Code that builds pages
⟨

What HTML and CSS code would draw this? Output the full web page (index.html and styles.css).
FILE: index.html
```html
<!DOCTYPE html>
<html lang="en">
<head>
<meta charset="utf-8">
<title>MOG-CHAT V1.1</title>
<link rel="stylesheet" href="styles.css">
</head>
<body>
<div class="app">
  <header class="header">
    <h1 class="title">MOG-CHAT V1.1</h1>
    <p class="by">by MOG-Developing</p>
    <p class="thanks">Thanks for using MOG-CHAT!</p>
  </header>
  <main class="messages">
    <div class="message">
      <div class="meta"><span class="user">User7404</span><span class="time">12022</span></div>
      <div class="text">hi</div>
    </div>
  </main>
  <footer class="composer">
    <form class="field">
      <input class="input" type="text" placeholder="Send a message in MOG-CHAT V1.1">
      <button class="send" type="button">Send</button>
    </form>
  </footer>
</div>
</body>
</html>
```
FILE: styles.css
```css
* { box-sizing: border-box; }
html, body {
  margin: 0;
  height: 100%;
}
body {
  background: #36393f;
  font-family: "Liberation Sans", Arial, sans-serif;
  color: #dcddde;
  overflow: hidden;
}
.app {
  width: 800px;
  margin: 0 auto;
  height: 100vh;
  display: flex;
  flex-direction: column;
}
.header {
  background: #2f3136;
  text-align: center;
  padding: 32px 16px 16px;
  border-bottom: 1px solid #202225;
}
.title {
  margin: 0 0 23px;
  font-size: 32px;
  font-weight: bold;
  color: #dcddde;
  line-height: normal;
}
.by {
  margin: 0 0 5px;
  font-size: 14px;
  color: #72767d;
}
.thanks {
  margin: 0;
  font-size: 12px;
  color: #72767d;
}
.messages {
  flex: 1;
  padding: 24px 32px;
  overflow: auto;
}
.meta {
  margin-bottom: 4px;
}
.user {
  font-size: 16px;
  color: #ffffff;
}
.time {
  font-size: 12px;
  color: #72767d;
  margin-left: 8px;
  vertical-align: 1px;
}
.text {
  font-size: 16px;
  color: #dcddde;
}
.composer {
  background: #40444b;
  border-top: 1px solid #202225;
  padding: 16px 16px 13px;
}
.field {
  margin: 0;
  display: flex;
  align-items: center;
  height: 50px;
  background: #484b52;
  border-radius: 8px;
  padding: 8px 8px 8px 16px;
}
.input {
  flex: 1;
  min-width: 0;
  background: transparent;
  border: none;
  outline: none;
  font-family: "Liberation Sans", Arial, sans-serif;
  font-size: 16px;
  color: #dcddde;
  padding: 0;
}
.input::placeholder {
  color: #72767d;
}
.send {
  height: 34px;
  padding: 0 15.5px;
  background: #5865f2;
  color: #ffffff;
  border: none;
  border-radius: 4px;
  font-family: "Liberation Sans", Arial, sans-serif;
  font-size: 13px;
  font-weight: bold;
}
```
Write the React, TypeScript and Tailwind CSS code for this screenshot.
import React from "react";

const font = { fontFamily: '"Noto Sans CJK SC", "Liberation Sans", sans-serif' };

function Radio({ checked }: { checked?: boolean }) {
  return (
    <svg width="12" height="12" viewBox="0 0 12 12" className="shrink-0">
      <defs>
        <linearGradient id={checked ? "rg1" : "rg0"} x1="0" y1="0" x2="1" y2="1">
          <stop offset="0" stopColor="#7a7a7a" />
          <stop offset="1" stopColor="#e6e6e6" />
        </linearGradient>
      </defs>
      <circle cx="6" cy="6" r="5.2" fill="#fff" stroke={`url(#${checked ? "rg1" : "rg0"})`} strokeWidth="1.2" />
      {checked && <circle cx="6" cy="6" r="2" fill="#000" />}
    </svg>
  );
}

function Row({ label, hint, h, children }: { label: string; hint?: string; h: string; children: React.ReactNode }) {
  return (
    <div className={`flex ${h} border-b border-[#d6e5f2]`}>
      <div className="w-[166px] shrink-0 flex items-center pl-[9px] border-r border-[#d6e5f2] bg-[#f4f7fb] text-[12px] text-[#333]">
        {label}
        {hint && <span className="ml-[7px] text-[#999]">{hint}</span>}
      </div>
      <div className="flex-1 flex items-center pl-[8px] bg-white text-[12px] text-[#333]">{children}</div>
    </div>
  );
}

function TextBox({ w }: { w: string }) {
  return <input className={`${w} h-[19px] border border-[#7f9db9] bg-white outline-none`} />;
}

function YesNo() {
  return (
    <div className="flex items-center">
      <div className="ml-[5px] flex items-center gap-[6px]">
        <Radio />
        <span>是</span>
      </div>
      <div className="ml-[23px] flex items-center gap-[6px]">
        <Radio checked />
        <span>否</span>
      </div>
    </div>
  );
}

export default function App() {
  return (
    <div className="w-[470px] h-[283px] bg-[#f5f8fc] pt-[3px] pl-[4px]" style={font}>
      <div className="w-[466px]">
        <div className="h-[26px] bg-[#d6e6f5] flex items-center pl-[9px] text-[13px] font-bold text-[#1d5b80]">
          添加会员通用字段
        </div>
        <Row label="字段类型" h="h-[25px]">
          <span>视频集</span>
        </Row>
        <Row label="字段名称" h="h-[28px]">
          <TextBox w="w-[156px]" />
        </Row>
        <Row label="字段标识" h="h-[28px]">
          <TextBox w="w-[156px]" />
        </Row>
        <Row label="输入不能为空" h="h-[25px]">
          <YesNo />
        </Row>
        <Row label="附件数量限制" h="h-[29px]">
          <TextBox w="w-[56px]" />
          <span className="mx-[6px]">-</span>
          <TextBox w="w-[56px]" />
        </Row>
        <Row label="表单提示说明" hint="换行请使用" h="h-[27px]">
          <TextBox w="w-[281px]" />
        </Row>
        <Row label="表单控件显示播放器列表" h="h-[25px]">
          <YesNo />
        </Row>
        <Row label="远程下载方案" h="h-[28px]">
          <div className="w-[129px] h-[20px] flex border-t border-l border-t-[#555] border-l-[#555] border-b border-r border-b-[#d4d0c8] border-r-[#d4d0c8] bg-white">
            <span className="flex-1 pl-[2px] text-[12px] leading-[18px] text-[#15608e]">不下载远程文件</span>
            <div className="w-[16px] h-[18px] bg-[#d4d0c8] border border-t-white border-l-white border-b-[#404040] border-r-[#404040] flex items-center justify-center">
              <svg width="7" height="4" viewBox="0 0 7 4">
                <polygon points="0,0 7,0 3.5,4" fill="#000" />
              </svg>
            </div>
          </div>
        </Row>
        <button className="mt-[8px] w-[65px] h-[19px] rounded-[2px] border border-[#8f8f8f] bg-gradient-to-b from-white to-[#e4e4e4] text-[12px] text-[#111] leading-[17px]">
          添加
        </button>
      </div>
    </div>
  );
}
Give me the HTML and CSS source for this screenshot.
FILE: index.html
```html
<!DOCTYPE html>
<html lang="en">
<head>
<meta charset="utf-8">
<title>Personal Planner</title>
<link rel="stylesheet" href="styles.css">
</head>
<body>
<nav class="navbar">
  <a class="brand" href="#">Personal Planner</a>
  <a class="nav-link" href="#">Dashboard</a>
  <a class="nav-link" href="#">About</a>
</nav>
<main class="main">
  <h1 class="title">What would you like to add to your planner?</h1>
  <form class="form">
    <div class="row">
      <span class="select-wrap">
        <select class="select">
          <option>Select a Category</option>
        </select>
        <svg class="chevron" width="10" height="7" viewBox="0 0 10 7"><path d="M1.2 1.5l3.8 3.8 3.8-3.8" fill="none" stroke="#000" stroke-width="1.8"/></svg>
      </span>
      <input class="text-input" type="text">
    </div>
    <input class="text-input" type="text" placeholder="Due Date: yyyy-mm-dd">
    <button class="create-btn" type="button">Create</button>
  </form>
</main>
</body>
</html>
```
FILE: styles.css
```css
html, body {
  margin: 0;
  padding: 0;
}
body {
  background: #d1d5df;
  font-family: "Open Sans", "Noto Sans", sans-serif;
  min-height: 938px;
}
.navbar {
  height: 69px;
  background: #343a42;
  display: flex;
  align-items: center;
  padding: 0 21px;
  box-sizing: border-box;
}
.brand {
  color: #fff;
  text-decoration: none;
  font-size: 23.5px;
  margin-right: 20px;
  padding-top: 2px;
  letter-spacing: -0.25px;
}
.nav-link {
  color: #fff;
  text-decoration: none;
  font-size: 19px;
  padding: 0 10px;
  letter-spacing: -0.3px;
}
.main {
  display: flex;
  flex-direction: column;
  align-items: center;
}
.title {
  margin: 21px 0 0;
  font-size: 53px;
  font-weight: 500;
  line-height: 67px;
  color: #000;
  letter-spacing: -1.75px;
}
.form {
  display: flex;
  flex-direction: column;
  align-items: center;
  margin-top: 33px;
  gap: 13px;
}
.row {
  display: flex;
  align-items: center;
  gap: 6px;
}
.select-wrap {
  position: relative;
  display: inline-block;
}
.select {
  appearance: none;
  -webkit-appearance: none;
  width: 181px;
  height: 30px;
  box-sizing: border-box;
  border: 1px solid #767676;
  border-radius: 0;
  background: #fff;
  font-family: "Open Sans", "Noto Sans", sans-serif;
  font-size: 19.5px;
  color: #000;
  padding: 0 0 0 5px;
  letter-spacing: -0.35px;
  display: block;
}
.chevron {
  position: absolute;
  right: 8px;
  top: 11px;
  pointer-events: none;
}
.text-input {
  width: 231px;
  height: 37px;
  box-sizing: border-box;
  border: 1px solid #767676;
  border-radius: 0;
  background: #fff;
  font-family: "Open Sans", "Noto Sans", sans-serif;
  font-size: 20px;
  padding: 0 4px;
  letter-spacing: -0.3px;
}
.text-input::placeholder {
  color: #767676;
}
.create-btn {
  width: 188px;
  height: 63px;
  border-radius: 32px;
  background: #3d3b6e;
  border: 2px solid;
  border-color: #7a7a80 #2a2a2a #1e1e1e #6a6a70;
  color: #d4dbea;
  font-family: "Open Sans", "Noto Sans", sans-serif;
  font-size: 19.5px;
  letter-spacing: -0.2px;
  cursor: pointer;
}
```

⟩

**Exercise aim:** In how many lines does the word "this" appear? Respond with the number alone.

**Full response:** 3